Eventually, tiny SoCs end up in devices like these

The final product
Hopefully, you now have a much better idea of the complexity, timescales, costs, number of steps, risks, number of suppliers, design, and architecture aspects of today’s modern processors. Most of what I’ve written applies just as much to companies like Intel, who are enormous and do almost everything themselves, as to much smaller yet incredibly agile vendors like Actions Semiconductor (who I bet you’ve never even heard of), who buy everything from semiconductor IP vendors and handle the steps between when the RTL is bought and delivered and when the chip is handed off to a device OEM.

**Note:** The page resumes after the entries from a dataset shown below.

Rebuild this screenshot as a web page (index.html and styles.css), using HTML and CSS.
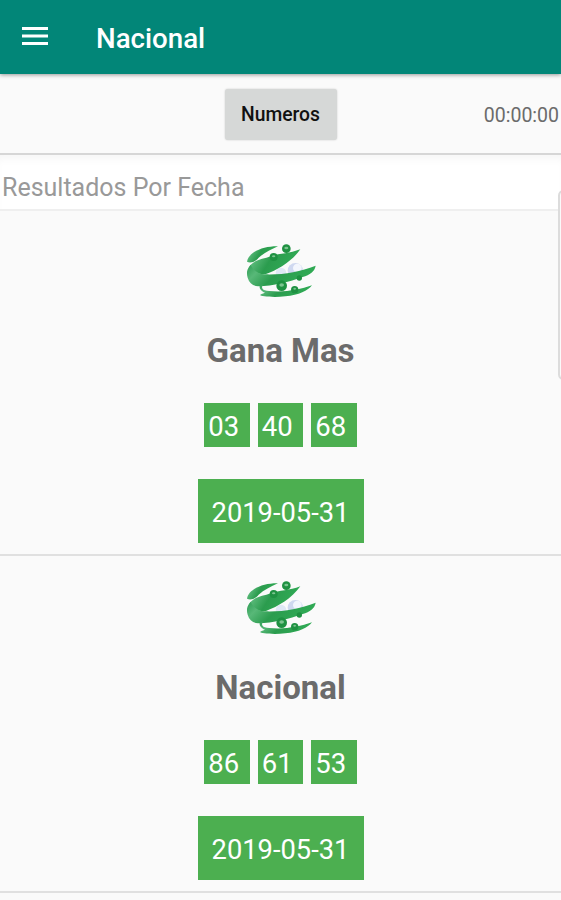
FILE: index.html
```html
<!DOCTYPE html>
<html lang="es">
  <head>
    <meta charset="utf-8">
    <title>Nacional</title>
    <link rel="stylesheet" href="styles.css">
  </head>

  <body>
    <svg class="defs" width="0" height="0">
      <defs>
        <linearGradient id="verde" x1="0" y1="0" x2="1" y2="0.3">
          <stop offset="0" stop-color="#2f9d55" />
          <stop offset="0.22" stop-color="#58b878" />
          <stop offset="0.5" stop-color="#2b9c4e" />
          <stop offset="1" stop-color="#30ab55" />
        </linearGradient>
        <symbol id="logo" viewBox="0 0 270 210">
          <circle cx="178" cy="107" r="23" fill="#cfd8f0" />
          <circle cx="184" cy="99" r="13" fill="#f3f6fd" />
          <circle cx="135" cy="114" r="16" fill="#dfe8f5" />
          <g fill="url(#verde)">
            <path d="M126 34C84 33 38 50 33 80C44 86 58 80 68 68C84 54 104 44 126 34Z" />
            <path d="M193 43C160 56 130 55 104 64C84 72 62 72 46 88C34 98 36 108 50 112C64 117 78 118 90 117C126 104 168 79 193 43Z" />
            <path d="M44 90C30 104 32 118 35 128C40 144 50 153 66 154C112 153 160 140 200 126C222 119 236 110 239 92C190 110 141 120 87 118C66 117 52 106 44 90Z" />
            <path d="M82 148C74 158 78 168 100 168C146 173 190 164 228 151C216 167 189 181 148 184C112 188 73 184 72 180C78 176 85 174 88 174C74 168 68 158 72 150Z" />
          </g>
          <g class="bolas">
            <circle cx="151" cy="41" r="13" />
            <circle cx="113" cy="66" r="12" />
            <circle cx="137" cy="152" r="16" />
            <circle cx="190" cy="129" r="8" />
            <circle cx="176" cy="164" r="11" />
          </g>
          <g fill="#7cc490">
            <ellipse cx="151" cy="39" rx="6" ry="4" />
            <ellipse cx="113" cy="64" rx="5" ry="3" />
            <ellipse cx="137" cy="150" rx="7" ry="5" />
            <ellipse cx="176" cy="161" rx="4" ry="3" />
          </g>
        </symbol>
      </defs>
    </svg>

    <header class="barra">
      <svg class="menu" viewBox="0 0 26 19">
        <path d="M0 1.5H26M0 9H26M0 16.5H26" />
      </svg>
      <h1>Nacional</h1>
    </header>

    <div class="controles">
      <button class="numeros">Numeros</button>
      <span class="reloj">00:00:00</span>
    </div>

    <div class="fecha-titulo">Resultados Por Fecha</div>

    <main class="resultados">
      <section class="sorteo">
        <svg class="logo"><use href="#logo" /></svg>
        <h2>Gana Mas</h2>
        <div class="bolos">
          <span>03</span>
          <span>40</span>
          <span>68</span>
        </div>
        <div class="fecha">2019-05-31</div>
      </section>

      <section class="sorteo">
        <svg class="logo"><use href="#logo" /></svg>
        <h2>Nacional</h2>
        <div class="bolos">
          <span>86</span>
          <span>61</span>
          <span>53</span>
        </div>
        <div class="fecha">2019-05-31</div>
      </section>
    </main>

    <div class="pestana"></div>
  </body>
</html>
```
FILE: styles.css
```css
* {
  margin: 0;
  padding: 0;
  box-sizing: border-box;
}

body {
  position: relative;
  height: 900px;
  overflow: hidden;
  background: #fafafa;
  color: #6b6b6b;
  font-family: Roboto, sans-serif;
}

.defs {
  display: block;
}

.barra {
  position: relative;
  display: flex;
  align-items: center;
  height: 74px;
  padding-left: 22px;
  background: #028678;
  box-shadow: 0 1px 4px rgba(0, 0, 0, 0.4);
}

.menu {
  width: 26px;
  height: 19px;
  margin-right: 48px;
  margin-top: -2px;
}

.menu path {
  stroke: #fff;
  stroke-width: 3;
}

.barra h1 {
  padding-top: 2px;
  color: #fff;
  font-size: 27.7px;
  font-weight: 500;
}

.controles {
  display: grid;
  grid-template-columns: 1fr 112px 1fr;
  align-items: center;
  height: 81px;
  padding-top: 1px;
  border-bottom: 2px solid #d6d6d6;
}

.numeros {
  grid-column: 2;
  height: 51px;
  padding-top: 1px;
  border: 0;
  border-radius: 3px;
  background: #d6d8d7;
  box-shadow: 0 0 2px rgba(0, 0, 0, 0.2);
  color: #111;
  font: 500 19.3px Roboto, sans-serif;
}

.reloj {
  padding-top: 2px;
  padding-right: 2px;
  font-size: 19.5px;
  text-align: right;
}

.fecha-titulo {
  height: 56px;
  padding-left: 2px;
  border-bottom: 2px solid #efefef;
  background: #fff;
  box-shadow: inset 0 8px 8px -4px #f6f6f6;
  color: #999;
  font-size: 25px;
  line-height: 65px;
}

.resultados {
  padding-top: 8px;
}

.sorteo {
  display: flex;
  flex-direction: column;
  align-items: center;
  height: 337px;
  padding-top: 16px;
  border-bottom: 2px solid #e0e0e0;
}

.logo {
  width: 90px;
  height: 70px;
}

.bolas {
  fill: #1f9142;
}

.sorteo h2 {
  height: 40px;
  margin-top: 26px;
  font-size: 33px;
  font-weight: 700;
  line-height: 40px;
}

.bolos {
  display: flex;
  gap: 8px;
  margin-top: 32px;
}

.bolos span {
  width: 45.5px;
  height: 44px;
  padding-left: 4px;
  background: #4caf50;
  color: #fff;
  font-size: 27.5px;
  line-height: 47px;
}

.fecha {
  width: 166px;
  height: 64px;
  margin-top: 32px;
  background: #4caf50;
  color: #fff;
  font-size: 27.3px;
  line-height: 68px;
  text-align: center;
}

/* borde de la pestaña lateral */
.pestana {
  position: absolute;
  top: 190px;
  right: -8px;
  width: 11px;
  height: 190px;
  border: 2px solid #dcdcdc;
  border-radius: 6px;
  background: #fafafa;
}
```
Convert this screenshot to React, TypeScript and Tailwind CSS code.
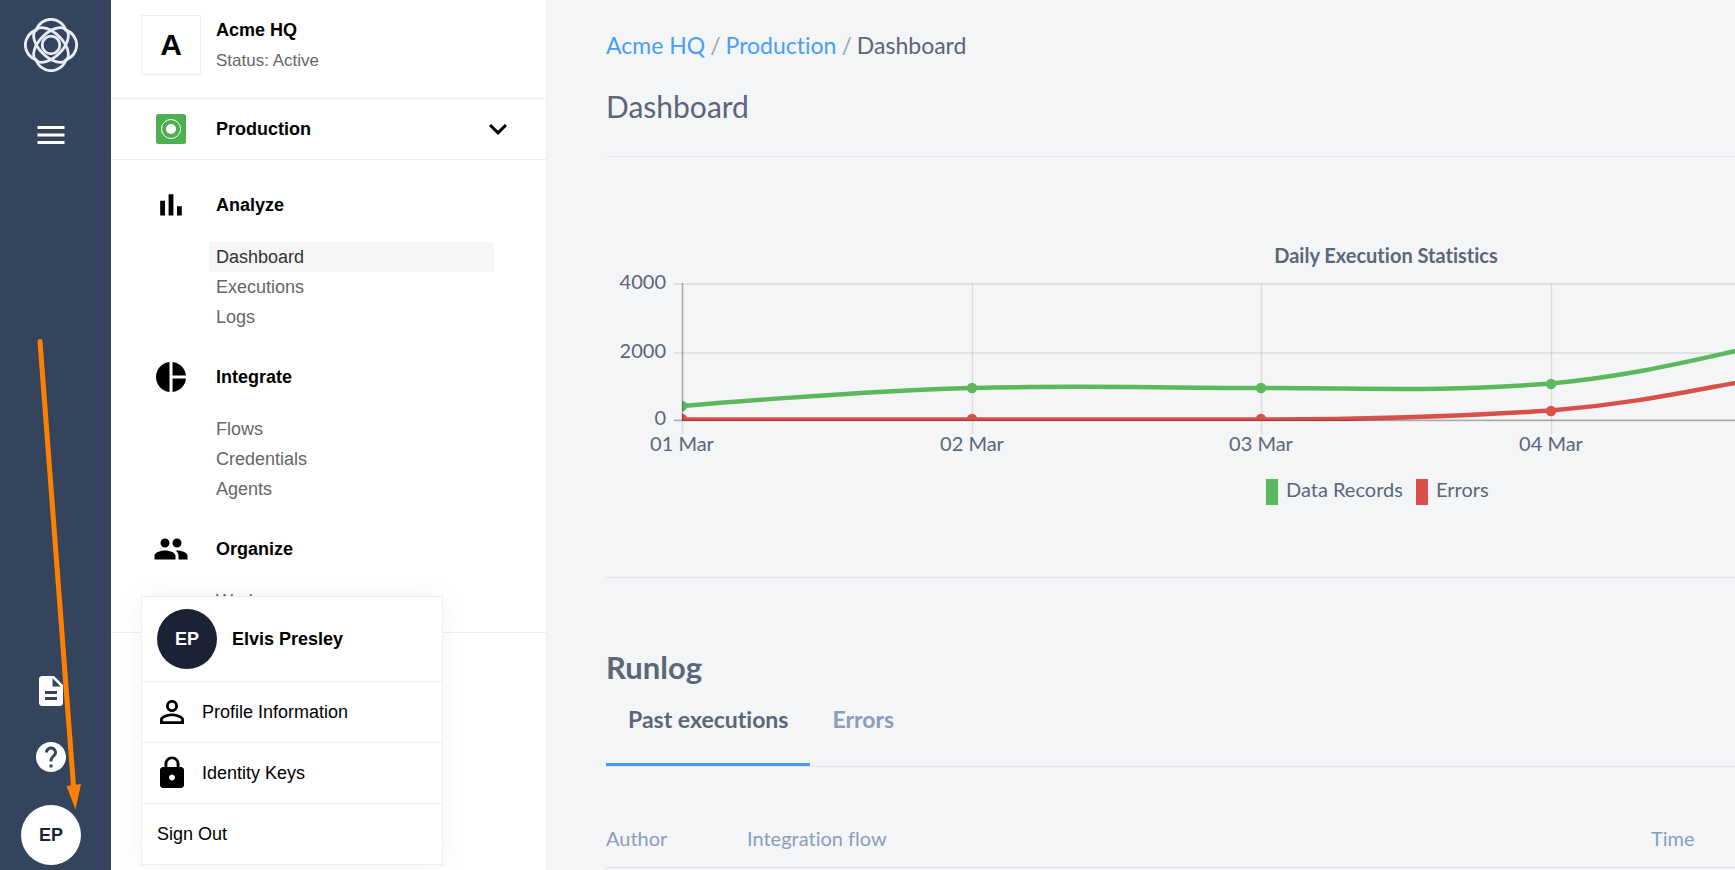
import React from "react";
import {
  MdDescription,
  MdExpandMore,
  MdHelp,
  MdLock,
  MdMenu,
  MdPeople,
  MdPersonOutline,
  MdPieChart,
} from "react-icons/md";

function BarsIcon({ size }: { size: number }) {
  return (
    <svg viewBox="0 0 24 24" width={size} height={size} fill="currentColor">
      <path d="M4.800 9.2h3.200V19H4.800zM10.400 4.800h3.200V19h-3.200zM16 12.800h3.200V19H16z" />
    </svg>
  );
}

const groups = [
  { title: "Analyze", Icon: BarsIcon, items: ["Dashboard", "Executions", "Logs"] },
  { title: "Integrate", Icon: MdPieChart, items: ["Flows", "Credentials", "Agents"] },
  { title: "Organize", Icon: MdPeople, items: ["Workspaces"] },
];

function Logo() {
  return (
    <svg viewBox="-27 -27 54 54" className="size-[54px]" fill="none" stroke="#e8edf5" strokeWidth="2.8">
      <path d="M-14.8 -14.8A15.5 15.5 0 0 1 14.8 -14.8A15.5 15.5 0 0 1 14.8 14.8A15.5 15.5 0 0 1 -14.8 14.8A15.5 15.5 0 0 1 -14.8 -14.8Z" />
      <ellipse rx="21.500" ry="11.800" transform="rotate(45)" />
      <ellipse rx="21.500" ry="11.800" transform="rotate(-45)" />
      <circle r="8.800" />
    </svg>
  );
}

function EnvironmentIcon() {
  return (
    <svg viewBox="0 0 30 30" className="size-[30px]">
      <rect width="30" height="30" rx="2.5" fill="#4caf50" />
      <circle cx="15" cy="15" r="9.5" fill="none" stroke="#fff" strokeWidth="1" />
      <circle cx="15" cy="15" r="5" fill="#fff" />
    </svg>
  );
}

function Rail() {
  return (
    <div className="flex w-[111px] shrink-0 flex-col items-center bg-[#33445c] pt-[18px] pr-[9px] pb-[5px] text-white">
      <a href="#home" aria-label="Home">
        <Logo />
      </a>
      <button aria-label="Toggle menu" className="mt-[45px]">
        <MdMenu size={36} />
      </button>
      <div className="mt-auto flex flex-col items-center gap-[30px]">
        <button aria-label="Documentation">
          <MdDescription size={36} />
        </button>
        <button aria-label="Help">
          <MdHelp size={36} />
        </button>
        <button className="size-[60px] rounded-full bg-white text-lg font-bold text-[#1a2233]">EP</button>
      </div>
    </div>
  );
}

function UserMenu() {
  return (
    <div className="absolute bottom-[5px] left-[30px] w-[302px] divide-y divide-[#eeeeee] border border-[#eeeeee] bg-white text-lg text-black shadow-[0_0_24px_rgba(0,0,0,0.05)]">
      <div className="flex h-[85px] items-center gap-[15px] pl-[15px]">
        <span className="flex size-[60px] items-center justify-center rounded-full bg-[#1a2233] font-bold text-white">
          EP
        </span>
        <span className="font-bold">Elvis Presley</span>
      </div>
      <a href="#profile" className="flex h-[61px] items-center gap-3 pl-3">
        <MdPersonOutline size={36} />
        Profile Information
      </a>
      <a href="#keys" className="flex h-[61px] items-center gap-3 pl-3">
        <MdLock size={36} />
        Identity Keys
      </a>
      <button className="flex h-[60px] w-full items-center pl-[15px]">Sign Out</button>
    </div>
  );
}

function Sidebar() {
  return (
    <aside className="relative w-[436px] shrink-0 border-r border-[#eeeeee] bg-white text-lg">
      <div className="flex h-[99px] gap-[15px] border-b border-[#eeeeee] pt-[15px] pl-[30px]">
        <div className="flex size-[60px] items-center justify-center border border-[#eeeeee] text-3xl font-bold text-black">
          A
        </div>
        <div className="leading-[30px]">
          <div className="font-bold text-black">Acme HQ</div>
          <div className="text-[17px] leading-8 text-[#666666]">Status: Active</div>
        </div>
      </div>
      <button className="flex h-[61px] w-full items-center border-b border-[#eeeeee] pr-[30px] pl-[45px] font-bold text-black">
        <EnvironmentIcon />
        <span className="ml-[30px]">Production</span>
        <MdExpandMore size={36} className="ml-auto" />
      </button>
      <nav className="flex h-[473px] flex-col gap-[27px] overflow-hidden border-b border-[#eeeeee] pt-[27px]">
        {groups.map(({ title, Icon, items }) => (
          <div key={title} className="shrink-0">
            <div className="flex items-center gap-[27px] pl-[42px] font-bold text-black">
              <Icon size={36} />
              {title}
            </div>
            <ul className="mt-[19px] ml-[98px] w-[285px]">
              {items.map((item) => (
                <li key={item}>
                  <a
                    href={"#" + item.toLowerCase()}
                    className={
                      item === "Dashboard"
                        ? "block bg-[#f5f5f5] pl-[7px] leading-[30px] text-[#333333]"
                        : "block pl-[7px] leading-[30px] text-[#666666]"
                    }
                  >
                    {item}
                  </a>
                </li>
              ))}
            </ul>
          </div>
        ))}
      </nav>
      <UserMenu />
    </aside>
  );
}

const days = [
  { x: 76, label: "01 Mar" },
  { x: 366, label: "02 Mar" },
  { x: 655, label: "03 Mar" },
  { x: 945, label: "04 Mar" },
];
const levels = [
  { y: 64, label: "4000" },
  { y: 133, label: "2000" },
  { y: 200, label: "0" },
];
const records = [186, 168, 168, 164];
const errors = [199, 199, 199, 191];

function Chart() {
  return (
    <svg width="1560" height="300" className="block shrink-0 text-xl" fill="#5b6679" role="img" aria-label="Daily Execution Statistics">
      <clipPath id="plot">
        <rect x="76" y="60" width="1484" height="141" />
      </clipPath>
      <g stroke="#000" strokeOpacity="0.1" strokeWidth="1.5">
        {levels.map((l) => (
          <line key={l.y} x1="68" x2="1560" y1={l.y} y2={l.y} />
        ))}
        {days.map((d) => (
          <line key={d.x} x1={d.x + 0.5} x2={d.x + 0.5} y1="64" y2="214" />
        ))}
      </g>
      <g clipPath="url(#plot)" fill="none" strokeWidth="4.5">
        <path
          stroke="#d9504a"
          d="M76 199.5C76 199.5 308 199.5 366 199.5S597 199.5 655 199.5S830 198 945 190.5C1061 181 1118 161 1234 146"
        />
        {errors.map((y, i) => (
          <circle key={i} cx={days[i].x} cy={y} r="5.2" fill="#d9504a" stroke="none" />
        ))}
        <path
          stroke="#5cb85c"
          d="M76 186C76 186 250 171 366 168C482 165 540 168 655 168C771 168 829 172 945 163.500C1061 152 1118 130 1234 110"
        />
        {records.map((y, i) => (
          <circle key={i} cx={days[i].x} cy={y} r="5.2" fill="#5cb85c" stroke="none" />
        ))}
      </g>
      <g stroke="#000" strokeOpacity="0.25" strokeWidth="1.5">
        <line x1="76.500" x2="76.500" y1="63" y2="201" />
        <line x1="68" x2="1560" y1="200.500" y2="200.500" />
      </g>
      <text x="780" y="43" textAnchor="middle" fontWeight="bold">
        Daily Execution Statistics
      </text>
      {levels.map((l) => (
        <text key={l.label} x="60" y={l.y + 5} textAnchor="end">
          {l.label}
        </text>
      ))}
      {days.map((d) => (
        <text key={d.label} x={d.x} y="231" textAnchor="middle">
          {d.label}
        </text>
      ))}
      <rect x="660" y="259" width="12" height="26" fill="#5cb85c" />
      <text x="680" y="277">Data Records</text>
      <rect x="810" y="259" width="12" height="26" fill="#d9504a" />
      <text x="830" y="277">Errors</text>
    </svg>
  );
}

function Main() {
  return (
    <main className="min-w-0 flex-1 overflow-hidden bg-[#f4f5f7] pl-[59px] font-['Lato',sans-serif] text-[#5b6679] [font-variant-ligatures:none]">
      <nav aria-label="Breadcrumb" className="flex h-[90px] items-center gap-[5px] text-[23px]">
        <a href="#hq" className="text-[#4a9df5]">Acme HQ</a>
        <span className="text-[#98a5b9]">/</span>
        <a href="#production" className="text-[#4a9df5]">Production</a>
        <span className="text-[#98a5b9]">/</span>
        <span>Dashboard</span>
      </nav>
      <h1 className="h-[67px] border-b border-[#e6e8eb] text-[30px] leading-8">Dashboard</h1>
      <section className="flex h-[421px] border-b border-[#e2e4e8] pt-[63px]">
        <Chart />
      </section>
      <section>
        <h2 className="pt-[69px] text-[31px] leading-10 font-bold">Runlog</h2>
        <div role="tablist" className="flex h-20 border-b border-[#e2e4e8] text-[23px] font-bold">
          <button role="tab" aria-selected="true" className="border-b-3 border-[#4a9df5] px-[22px] pb-3">
            Past executions
          </button>
          <button role="tab" aria-selected="false" className="border-b-3 border-transparent px-[22px] pb-3 text-[#8b9dba]">
            Errors
          </button>
        </div>
        <table className="mt-[43px] w-[1560px] table-fixed text-left text-xl text-[#8b9dba]">
          <thead>
            <tr className="h-[57px] border-b border-[#e2e4e8]">
              <th className="w-[141px] font-normal">Author</th>
              <th className="w-[904px] font-normal">Integration flow</th>
              <th className="font-normal">Time</th>
            </tr>
          </thead>
        </table>
      </section>
    </main>
  );
}

function Pointer() {
  return (
    <svg width="111" height="830" className="pointer-events-none absolute top-0 left-0" aria-hidden="true">
      <path d="M40 341.500L73.500 786" stroke="#ff8000" strokeWidth="5" strokeLinecap="round" />
      <path d="M66.500 786L81 784L75.500 809.500Z" fill="#ff8000" />
    </svg>
  );
}

export default function App() {
  return (
    <div className="relative flex h-screen overflow-hidden font-['Liberation_Sans',Arial,sans-serif]">
      <Rail />
      <Sidebar />
      <Main />
      <Pointer />
    </div>
  );
}
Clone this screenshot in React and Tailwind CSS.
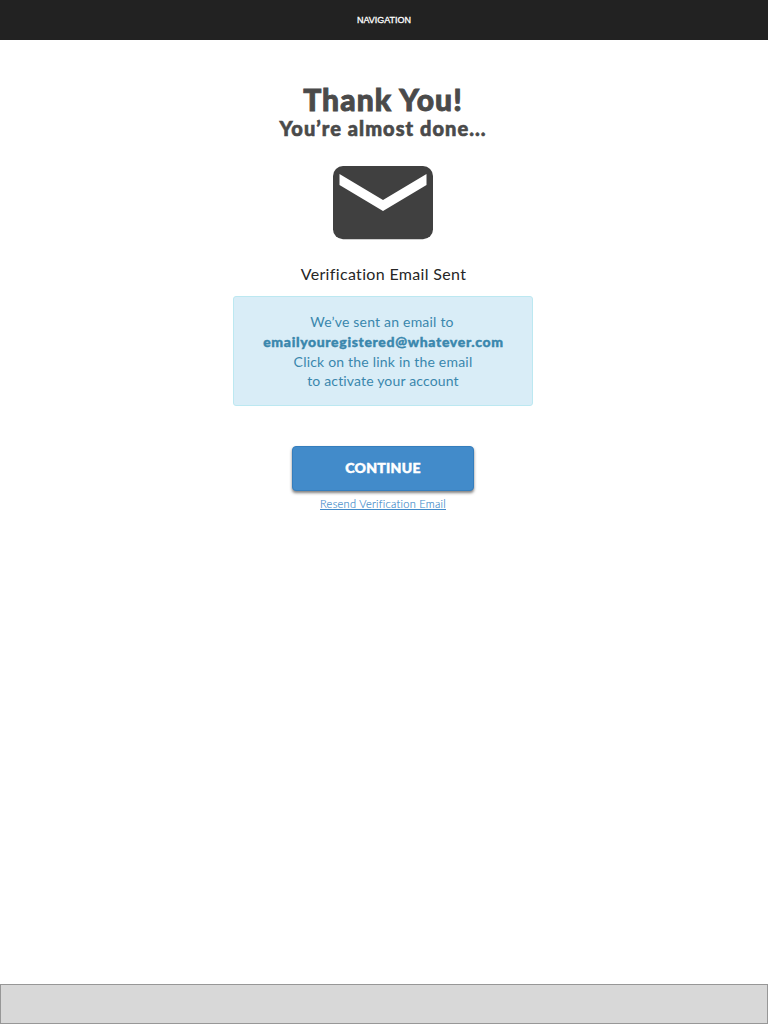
function Mail() {
  return (
    <svg className="mt-[25px] h-[74px] w-[100px]" viewBox="0 0 100 74" aria-hidden="true">
      <rect width="100" height="73.3" rx="10" fill="#404040" />
      <path d="M6.5 8 50 34 93.5 8V19L50 45 6.5 19Z" fill="#fff" />
    </svg>
  );
}

export default function App() {
  return (
    <div className="flex h-screen flex-col bg-white font-['Lato',sans-serif]">
      <nav className="flex h-10 shrink-0 items-center justify-center bg-[#222222] pt-px font-['Liberation_Sans',sans-serif] text-[9px] tracking-[0px] text-white [-webkit-text-stroke:0.3px_white]">
        <span>NAVIGATION</span>
      </nav>
      <main className="flex w-[766px] flex-1 flex-col items-center pt-10 whitespace-nowrap">
        <h1 className="pt-[2px] text-[30px] leading-[34px] font-black tracking-[1.1px] text-[#4a4a4a] [-webkit-text-stroke:0.9px_#4a4a4a]">Thank You!</h1>
        <h2 className="text-[20px] leading-[25px] font-black tracking-[1.05px] text-[#4a4a4a] [-webkit-text-stroke:0.6px_#4a4a4a]">You’re almost done...</h2>
        <Mail />
        <p className="mt-[22px] pl-px text-[16px] leading-6 tracking-[0.34px] text-[#262626]">Verification Email Sent</p>
        <div className="mt-[10px] flex h-[110px] w-[300px] flex-col items-center rounded-[3px] border border-[#bce8f1] bg-[#d9edf7] pt-[15px] text-[14px] leading-5 tracking-[0.2px] text-[#3a87ad]">
          <span className="pr-[2px]">We’ve sent an email to</span>
          <span className="pl-px font-black tracking-[0.66px] [-webkit-text-stroke:0.4px_#3a87ad]">emailyouregistered@whatever.com</span>
          <span>Click on the link in the email</span>
          <span className="leading-[18px] tracking-[0.16px]">to activate your account</span>
        </div>
        <button className="mt-10 h-[45px] w-[182px] rounded-[4px] border border-[#357ebd] bg-[#428bca] pb-[2px] text-[14px] font-black tracking-[0.3px] text-white shadow-[0_2px_3px_rgba(0,0,0,0.5)] [-webkit-text-stroke:0.5px_white]">
          <span>CONTINUE</span>
        </button>
        <a href="#" className="mt-[5px] text-[11px] leading-4 font-light tracking-[0.28px] text-[#428bca] underline decoration-[#428bca] [-webkit-text-stroke:0.15px_#428bca]">Resend Verification Email</a>
      </main>
      <footer className="h-10 shrink-0 border border-[#979797] bg-[#d8d8d8]" />
    </div>
  );
}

If you want to find a nice average point for your understanding of consumer chips, especially SoCs, where the vendor is not quite an Intel but not quite the cheapest, tiniest, fastest—and thus least tested, integrated, and proven—provider at the other end of the market, things tend to happen on this kind of scale: at least a million units shipped of something that takes at least a year from idea to mass production and costs at least $10M to produce from architecture through IP selection and purchase, integration, bring-up, testing, early production, packaging, sampling, and then finally mass production.

Just a few short years ago, the timescales and costs were doubled for the average vendor. Just goes to show how quickly things are moving and yet still how complex everything is getting, in order to go from the initial idea for a chip to the device in your hand, the computer under your desk, or increasingly places like your car.